Note that carefully. Not that Jesus broke any point of the law, not any of the Commandments, except that they claimed He blasphemed, and if Jesus is the Son of God then that charge was false.
So they take Jesus to Pilate, but once there, they no longer accuse Jesus of Blasphemy, but Sedition and Insurrection against the Caesar by claiming to be a king.
The matter is plain, from that perspective – even the Pharisees could not find a law Jesus had broken.
OK, now I sense the people who don’t accept the Bible as literally true, will protest that I am taking the accounts at their word, and that very possibly the Sanhedrin did in fact press Moses’ law against Jesus. To that, I answer look at what happened. Jesus was not stoned, as is the customary punishment for Blasphemy. He wasn’t even flogged by the Sanhedrin, which we know was an option through the events mentioned in the Book of Acts. Nope, the Sanhedrin sent Jesus off to Pilate and Herod. Why? Because they had no religious basis on which to kill him, and depended on the Secular government for that. So, on that basis, the sole conclusion available, is that the Sanhedrin could not indict Jesus convincingly on a charge of violating the law. IF they could, they could have discredited Him, which would have done exactly what they wanted.

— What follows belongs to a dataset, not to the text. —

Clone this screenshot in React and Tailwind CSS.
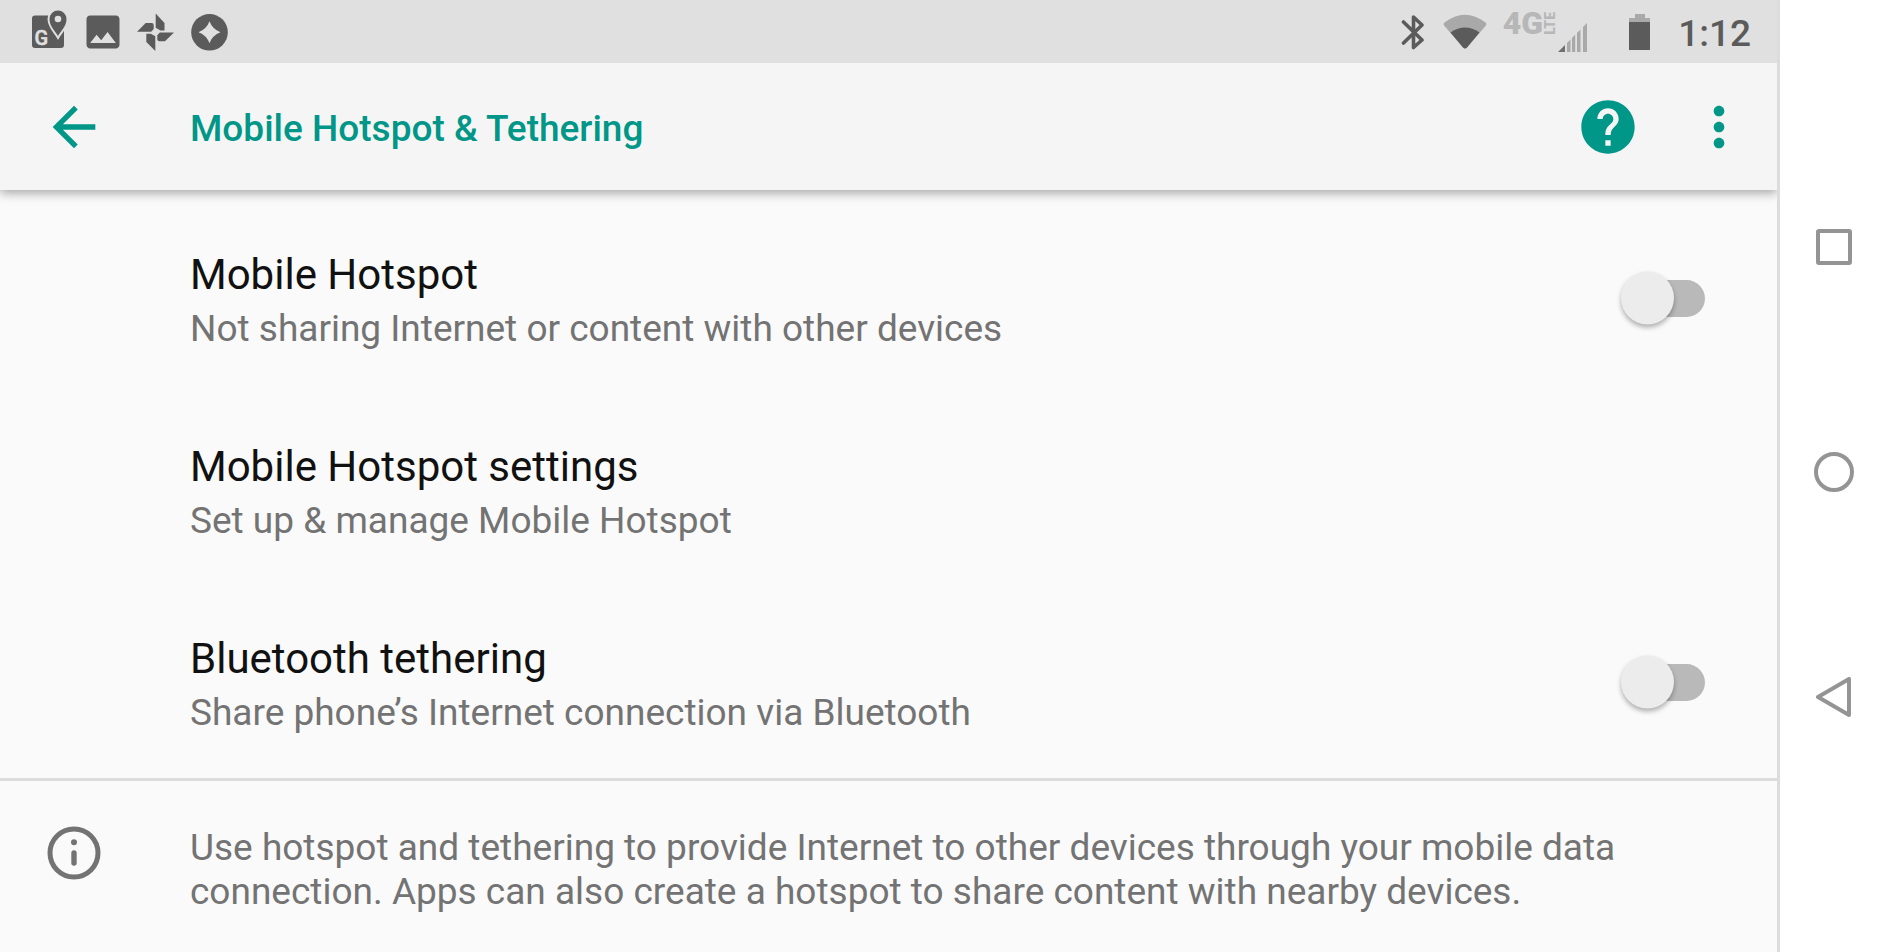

Now, returning to the Person of Christ, what signs do we see that support His sinlessless? Consider these verses:
“Do not think that I have come to abolish the Law or the Prophets; I have not come to abolish them but to fulfill them. I tell you the truth, until heaven and earth disappear, not the smallest letter, not the least stroke of a pen, will by any means disappear from the Law until everything is accomplished.”
Jesus said this at the start of His ministry. Would His disciples have included this in the Gospel according to Matthew, if they believed He had broken the Law? Would Jesus have said this, if He was going to violate the Law?
“All things have been committed to me by my Father. No one knows the Son except the Father, and no one knows the Father except the Son and those to whom the Son chooses to reveal him.”
Jesus enjoys a special relationship with God the Father. Who could say this, except the one man who never sinned?
“After six days Jesus took with him Peter, James and John the brother of James, and led them up a high mountain by themselves. There he was transfigured before them. His face shone like the sun, and his clothes became as white as the light. Just then there appeared before them Moses and Elijah, talking with Jesus.
Peter said to Jesus, "Lord, it is good for us to be here. If you wish, I will put up three shelters—one for you, one for Moses and one for Elijah."
While he was still speaking, a bright cloud enveloped them, and a voice from the cloud said, "This is my Son, whom I love; with him I am well pleased. Listen to him!”
We see here Jesus speaking to the writer of the Law, and to its most effective defender. That speaks to His authority. Also, there is no chance, at all, that the most Holy and Perfect LORD would say this statement, if Jesus were simply a good teacher.
"When the Son of Man comes in his glory, and all the angels with him, he will sit on his throne in heavenly glory. All the nations will be gathered before him, and he will separate the people one from another as a shepherd separates the sheep from the goats. He will put the sheep on his right and the goats on his left.
"Then the King will say to those on his right, 'Come, you who are blessed by my Father; take your inheritance, the kingdom prepared for you since the creation of the world. For I was hungry and you gave me something to eat, I was thirsty and you gave me something to drink, I was a stranger and you invited me in, I needed clothes and you clothed me, I was sick and you looked after me, I was in prison and you came to visit me.'
"Then the righteous will answer him, 'Lord, when did we see you hungry and feed you, or thirsty and give you something to drink? When did we see you a stranger and invite you in, or needing clothes and clothe you? When did we see you sick or in prison and go to visit you?'
“The King will reply, 'I tell you the truth, whatever you did for one of the least of these brothers of mine, you did for me.'
"Then he will say to those on his left, 'Depart from me, you who are cursed, into the eternal fire prepared for the devil and his angels. For I was hungry and you gave me nothing to eat, I was thirsty and you gave me nothing to drink, I was a stranger and you did not invite me in, I needed clothes and you did not clothe me, I was sick and in prison and you did not look after me.'
"They also will answer, 'Lord, when did we see you hungry or thirsty or a stranger or needing clothes or sick or in prison, and did not help you?'
"He will reply, 'I tell you the truth, whatever you did not do for one of the least of these, you did not do for me.'
"Then they will go away to eternal punishment, but the righteous to eternal life."
Jesus has authority to judge all men, including those who God deems righteous. That speaks for itself.
Jesus, alone of all men, lived a sinless life. This is borne out by a close look at how God created His Law, how even Jesus’ enemies weighed His actions, by the effects and results of Jesus’ words and deeds, and by the authority which is reserved for Christ Jesus. In my opinion, one can only pretend Jesus sinned, by denying Whom He Is.